Music for the closeted hipster

I have a small confession to make.

I can’t listen to music when I write. It has a huge influence on my writing, but when it comes to actually listening to it and writing, it’s a no-go. I might listen to a particular song to start the ideas flowing. Then I have to turn it off, or hit repeat, many many times until the scene is done. So I just turn it off.

The interesting thing about this particular playlist is that it worked for both the manuscript I just completed (Finders Keepers) and the one I’m almost done with (Not about love). The playlists are generated by a number of factors, but the A number 1 driving force is the main character. And while I wouldn’t consider the main characters of the two works to be similar in any way, shape, or form (well, except maybe in one particular way), they both had the same taste in music. Brenna was a DJ at a radio station, always searching for the newest and shiniest. Lisle was always out to stump her hipster customers. Did I mention I had a lot of fun with this list?

“The Kidnapper Bell” MONO – If you really want to stump a hipster, go for something off MONO’s first album, Under the Pipal Tree. I actually had to buy this as an import. That was almost a decade ago, and now I can just head on over to my friendly Easy Street Records and pick up the newest release. The tracks on Pipal Tree are indicative of what MONO would produce in years to come (grand, sweeping epics and tiny, make you want to cry masterpieces), but “Bell” is my favorite.

“Corazon” Titan – Titan is an eletronica outfit from Mexico that recorded one album and then disappeared. Such a shame. Punctuated by bouncy, fun beats and a disco-fly melody, “Corozon” will either annoy the shit out of you or having you dancing around.

“Becoming X” Sneaker PimpsBecoming X is one of those albums, like Portishead’s Dummy, that sounds like it could have been released today. If you thought the lead off single “Six Underground” was a slow, sultry burn, “Becoming X” takes that sound and multiplies it by ten. It could give lessons on sultry.

“Secret Girl” Brad – Brad was once considered a Stone Gossard “side project”, and even though the band is still listed as active on Wikipedia, we all know Wikipedia lies from time to time. Off Interiors, “Secret Girl” usually ends up on my road trip playlists because of its great beat and sing along lyrics.

“Esa Banda en Dub” Nortec Collective – More Mexican electronica! It’s the perfect background song when you don’t want to be distracted but can’t stand the silence.

“Not about love” Fiona Apple – Given that the tile of my current WIP takes its name from a Fiona Apple song, I’d be remiss not to include it. Apple’s got a gift for lyrics, the words tumbling like poetry, and on “Love” she sounds like she’s trying to convince herself that, well, she’s not love.
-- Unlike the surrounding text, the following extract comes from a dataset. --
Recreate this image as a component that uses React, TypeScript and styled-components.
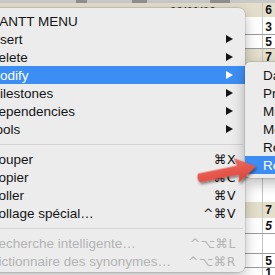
import React from "react";
import styled, { createGlobalStyle } from "styled-components";

const Global = createGlobalStyle`
  html, body { margin: 0; padding: 0; width: 275px; height: 275px; overflow: hidden; background: #ffffff; }
  #root { width: 275px; height: 275px; }
`;

const Stage = styled.div`
  position: relative;
  width: 275px;
  height: 275px;
  overflow: hidden;
  font-family: "Liberation Sans", "DejaVu Sans", sans-serif;
`;

/* ---------- background spreadsheet ---------- */
const Sheet = styled.div`
  display: flex;
  flex-direction: column;
  width: 100%;
  height: 100%;
  background: #ffffff;
`;

const HeaderStrip = styled.div`
  height: 3px;
  flex-shrink: 0;
  display: flex;
  background: #c9c9c9;
`;

const Seg = styled.div<{ $l: number; $w: number }>`
  margin-left: ${(p) => p.$l}px;
  width: ${(p) => p.$w}px;
  background: #8f8f8f;
`;

type Tone = "beige" | "white" | "cell";

const SheetRow = styled.div<{ $h: number; $tone: Tone }>`
  height: ${(p) => p.$h}px;
  flex-shrink: 0;
  display: flex;
  box-sizing: border-box;
  background: ${(p) => (p.$tone === "beige" ? "#e4dfcb" : "#ffffff")};
  border-bottom: ${(p) => (p.$tone === "cell" ? "1px solid #9c9c9c" : "none")};
`;

const Lead = styled.div`
  flex: 1;
  display: flex;
  align-items: flex-start;
`;

const DateText = styled.span`
  margin-left: 170px;
  margin-top: 2px;
  font-size: 11px;
  font-weight: bold;
  color: #3a3a3a;
  letter-spacing: 0.5px;
`;

const NumCell = styled.div<{ $italic?: boolean }>`
  width: 13px;
  box-sizing: border-box;
  padding-right: 3px;
  display: flex;
  align-items: center;
  justify-content: flex-end;
  font-size: 12px;
  font-weight: bold;
  font-style: ${(p) => (p.$italic ? "italic" : "normal")};
  color: #111111;
  border-left: 1px solid #c4c4c4;
`;

/* ---------- main context menu ---------- */
const MainMenu = styled.div`
  position: absolute;
  left: -20px;
  top: 8px;
  width: 265px;
  box-sizing: border-box;
  padding: 4px 0 2px;
  background: #ececec;
  border-radius: 6px;
  box-shadow: 0 0 0 0.5px rgba(0, 0, 0, 0.2), 0 5px 14px rgba(0, 0, 0, 0.28);
`;

const Item = styled.div<{ $active?: boolean; $disabled?: boolean }>`
  height: 18px;
  display: flex;
  align-items: center;
  padding: 0 9px 0 8.7px;
  font-size: 13.5px;
  white-space: nowrap;
  color: ${(p) => (p.$active ? "#ffffff" : p.$disabled ? "#b3b3b3" : "#141414")};
  background: ${(p) => (p.$active ? "#3d8ef4" : "transparent")};
`;

const Label = styled.span`
  flex: 1;
`;

const Shortcut = styled.span`
  font-family: "DejaVu Sans", "Liberation Sans", sans-serif;
  font-size: 12.5px;
  letter-spacing: 0.5px;
`;

const SubArrow = styled.span`
  width: 0;
  height: 0;
  margin-right: 3px;
  border-top: 4px solid transparent;
  border-bottom: 4px solid transparent;
  border-left: 7px solid currentColor;
`;

const Separator = styled.div`
  height: 12px;
  display: flex;
  align-items: center;
  &::after {
    content: "";
    flex: 1;
    height: 1px;
    margin-right: 2px;
    background: #d3d3d3;
  }
`;

/* ---------- sub menu ---------- */
const SubMenu = styled.div`
  position: absolute;
  left: 245px;
  top: 62px;
  width: 90px;
  box-sizing: border-box;
  padding: 4px 0;
  background: #ececec;
  border-radius: 5px;
  box-shadow: 0 0 0 0.5px rgba(0, 0, 0, 0.2), 0 5px 14px rgba(0, 0, 0, 0.28);
`;

const SubItem = styled.div<{ $active?: boolean }>`
  height: 18px;
  display: flex;
  align-items: center;
  padding-left: 18px;
  font-size: 13.5px;
  white-space: nowrap;
  color: ${(p) => (p.$active ? "#ffffff" : "#141414")};
  background: ${(p) => (p.$active ? "#3d8ef4" : "transparent")};
`;

const Pointer = styled.svg`
  position: absolute;
  left: 0;
  top: 0;
  width: 275px;
  height: 275px;
  pointer-events: none;
`;

type MenuEntry =
  | { kind: "item"; label: string; sub?: boolean; active?: boolean; shortcut?: string; disabled?: boolean }
  | { kind: "sep" };

const entries: MenuEntry[] = [
  { kind: "item", label: "GANTT MENU" },
  { kind: "item", label: "Insert", sub: true },
  { kind: "item", label: "Delete", sub: true },
  { kind: "item", label: "Modify", sub: true, active: true },
  { kind: "item", label: "Milestones", sub: true },
  { kind: "item", label: "Dependencies", sub: true },
  { kind: "item", label: "Tools", sub: true },
  { kind: "sep" },
  { kind: "item", label: "Couper", shortcut: "⌘X" },
  { kind: "item", label: "Copier", shortcut: "⌘C" },
  { kind: "item", label: "Coller", shortcut: "⌘V" },
  { kind: "item", label: "Collage spécial…", shortcut: "^⌘V" },
  { kind: "sep" },
  { kind: "item", label: "Recherche intelligente…", shortcut: "^⌥⌘L", disabled: true },
  { kind: "item", label: "Dictionnaire des synonymes…", shortcut: "^⌥⌘R", disabled: true },
];

const subEntries = ["Dates", "Progress", "Milestone", "Move", "Resources", "Rename"];

type SheetLine = { h: number; tone: Tone; num?: string; italic?: boolean; date?: boolean };

const sheetLines: SheetLine[] = [
  { h: 14, tone: "beige", num: "6", date: true },
  { h: 3, tone: "white" },
  { h: 15, tone: "cell", num: "3" },
  { h: 14, tone: "cell", num: "5" },
  { h: 15, tone: "beige", num: "7" },
  { h: 138, tone: "white" },
  { h: 16, tone: "beige", num: "7" },
  { h: 16, tone: "cell", num: "5", italic: true },
  { h: 20, tone: "cell" },
  { h: 14, tone: "cell", num: "5" },
  { h: 10, tone: "white", num: "1" },
];

export default function App() {
  return (
    <Stage>
      <Global />
      <Sheet>
        <HeaderStrip>
          <Seg $l={76} $w={11} />
          <Seg $l={45} $w={15} />
          <Seg $l={63} $w={20} />
        </HeaderStrip>
        {sheetLines.map((r, i) => (
          <SheetRow key={i} $h={r.h} $tone={r.tone}>
            <Lead>{r.date && <DateText>00/11/10</DateText>}</Lead>
            <NumCell $italic={r.italic}>{r.num}</NumCell>
          </SheetRow>
        ))}
      </Sheet>

      <MainMenu>
        {entries.map((e, i) =>
          e.kind === "sep" ? (
            <Separator key={i} />
          ) : (
            <Item key={i} $active={e.active} $disabled={e.disabled}>
              <Label>{e.label}</Label>
              {e.sub && <SubArrow />}
              {e.shortcut && <Shortcut>{e.shortcut}</Shortcut>}
            </Item>
          )
        )}
      </MainMenu>

      <SubMenu>
        {subEntries.map((s, i) => (
          <SubItem key={s} $active={i === subEntries.length - 1}>
            {s}
          </SubItem>
        ))}
      </SubMenu>

      <Pointer viewBox="0 0 275 275">
        <defs>
          <linearGradient id="arrowFill" x1="0" y1="0" x2="0" y2="1">
            <stop offset="0" stopColor="#f06a5c" />
            <stop offset="1" stopColor="#d9443a" />
          </linearGradient>
          <filter id="arrowShadow" x="-30%" y="-50%" width="160%" height="200%">
            <feDropShadow dx="1" dy="2" stdDeviation="1.5" floodColor="#000" floodOpacity="0.55" />
          </filter>
        </defs>
        <g transform="translate(199 178) rotate(-11.5)" filter="url(#arrowShadow)">
          <path
            d="M0,-4.5 L40,-4.5 L38,-12.5 L58,0 L38,12.5 L40,4.5 L0,4.5 Q-3,0 0,-4.5 Z"
            fill="url(#arrowFill)"
            strokeLinejoin="round"
          />
        </g>
      </Pointer>
    </Stage>
  );
}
“Red White and Blond” Subtle – Subtle is an odd duck in the world of hip hop. They don’t rhyme. That’s right. They don’t rhyme. They rely on their samples and beats to drive the flow, and “Blond” flows so well, all you hear is some most excellent hip hop.

(And for the record, I hate the Arcade Fire.)

*image via

4 thoughts on “Music for the closeted hipster

  1. Interesting. I actually find that I write better when I listen to music, although it depends on both the song and my mood. It helps my productivity the most when I need white noise, and the songs are up-beat and fast-paced. I actually write along to the rhythm.